- Directed by: Francesca Comencini
- Written by: Francesca Comencini Vincenzo Cerami
- Starring: Giulia Boschi
- Cinematography: Armando Nannuzzi
- Music by: Guido & Maurizio De Angelis
- Release date: 1984;
- Language: Italian

= Pianoforte (1984 film) =

1984 Italian drama film

Pianoforte is a 1984 Italian drama film. It is the debut film of director Francesca Comencini. Pianoforte won the "De Sica" award at the 1984 Venice Film Festival.
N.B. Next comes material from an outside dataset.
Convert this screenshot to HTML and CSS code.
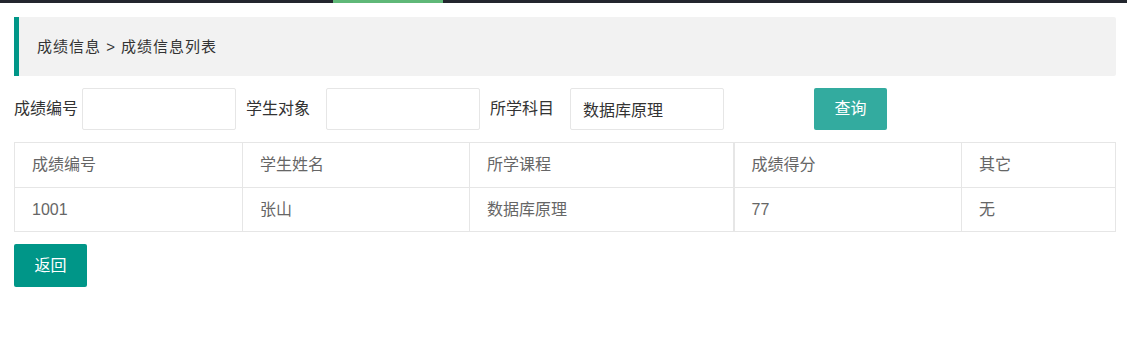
FILE: index.html
```html
<!DOCTYPE html>
<html lang="zh-CN">
<head>
    <meta charset="UTF-8">
    <meta name="viewport" content="width=device-width, initial-scale=1.0">
    <title>成绩信息列表</title>
    <link rel="stylesheet" href="styles.css">
</head>
<body>
    <div class="top-bar">
        <span class="top-bar-active"></span>
    </div>

    <div class="page">
        <!-- breadcrumb -->
        <div class="quote">成绩信息 &gt; 成绩信息列表</div>

        <!-- search form -->
        <form class="search-form" onsubmit="return false;">
            <label class="form-label first" for="score_id">成绩编号</label>
            <input class="form-input" type="text" id="score_id">

            <label class="form-label" for="student">学生对象</label>
            <input class="form-input" type="text" id="student">

            <label class="form-label" for="subject">所学科目</label>
            <input class="form-input" type="text" id="subject" value="数据库原理">

            <button class="btn btn-light search-btn" type="submit">查询</button>
        </form>

        <!-- result table -->
        <table class="data-table">
            <colgroup>
                <col style="width: 228px">
                <col style="width: 227px">
                <col style="width: 264px">
                <col style="width: 228px">
                <col style="width: 154px">
            </colgroup>
            <thead>
                <tr>
                    <th>成绩编号</th>
                    <th>学生姓名</th>
                    <th>所学课程</th>
                    <th class="split">成绩得分</th>
                    <th>其它</th>
                </tr>
            </thead>
            <tbody>
                <tr>
                    <td>1001</td>
                    <td>张山</td>
                    <td>数据库原理</td>
                    <td class="split">77</td>
                    <td>无</td>
                </tr>
            </tbody>
        </table>

        <button class="btn back-btn" onclick="history.back()">返回</button>
    </div>
</body>
</html>
```

FILE: styles.css
```css
* {
    box-sizing: border-box;
    margin: 0;
    padding: 0;
}

body {
    font-family: "Liberation Sans", "Noto Sans CJK SC", sans-serif;
    font-size: 16px;
    color: #333;
    background-color: #fff;
}

.top-bar {
    height: 3px;
    background-color: #23262e;
    padding-left: 333px;
}

.top-bar-active {
    display: block;
    width: 110px;
    height: 3px;
    background-color: #5fb878;
}

.page {
    padding: 14px 11px 0 14px;
}

.quote {
    padding: 18px 18px;
    line-height: 23px;
    font-size: 15px;
    letter-spacing: 1px;
    color: #333;
    background-color: #f2f2f2;
    border-left: 5px solid #009688;
    border-radius: 0 2px 2px 0;
}

.search-form {
    display: flex;
    align-items: center;
    margin-top: 12px;
    height: 42px;
}

.form-label {
    width: 90px;
    padding-left: 10px;
    line-height: 42px;
    white-space: nowrap;
}

.form-label.first {
    width: 68px;
    padding-left: 0;
}

.form-input {
    width: 154px;
    height: 42px;
    padding: 0 12px;
    font-family: inherit;
    font-size: 16px;
    color: #333;
    background-color: #fff;
    border: 1px solid #e6e6e6;
    border-radius: 2px;
    outline: none;
}

.form-input:focus {
    border-color: #d2d2d2;
}

.btn {
    display: inline-block;
    height: 42px;
    line-height: 42px;
    padding: 0 18px;
    font-family: inherit;
    font-size: 16px;
    color: #fff;
    background-color: #009688;
    border: none;
    border-radius: 2px;
    cursor: pointer;
}

.btn-light {
    background-color: #33ab9f;
}

.search-btn {
    width: 73px;
    margin-left: 90px;
}

.data-table {
    width: 1101px;
    margin-top: 12px;
    border-collapse: collapse;
    table-layout: fixed;
    font-size: 16px;
    color: #666;
}

.data-table th,
.data-table td {
    height: 45px;
    padding: 0 17px;
    line-height: 20px;
    text-align: left;
    font-weight: normal;
    border: 1px solid #e6e6e6;
}

.data-table td {
    height: 44px;
}

.data-table .split {
    border-left-width: 2px;
}

.back-btn {
    display: block;
    width: 73px;
    height: 43px;
    line-height: 43px;
    margin-top: 12px;
}
```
For her performance Giulia Boschi, at her film debut, was awarded as best actress at the Rio de Janeiro Film Festival and won a Silver Ribbon for best new actress.

== Cast ==
- Giulia Boschi as Maria
- François Siener as Paolo
- Giovannella Grifeo as Alessandra
- Karl Zinny as Robertino
- Marie-Christine Barrault as Maria's mother
- Antonio Piovanelli as the Doctor
- Roberto Bonanni as Andrea

==Production==
The film is loosely based on the autobiographical experiences of the director, depicting her relationship with journalist Carlo Rivolta (1949 –1982) and their struggles with heroin addiction.

==Reception==
Italian critic Tullio Kezich noted: "Viewers are touched by an often painful sincerity, which contrasts with the film's overly polished execution".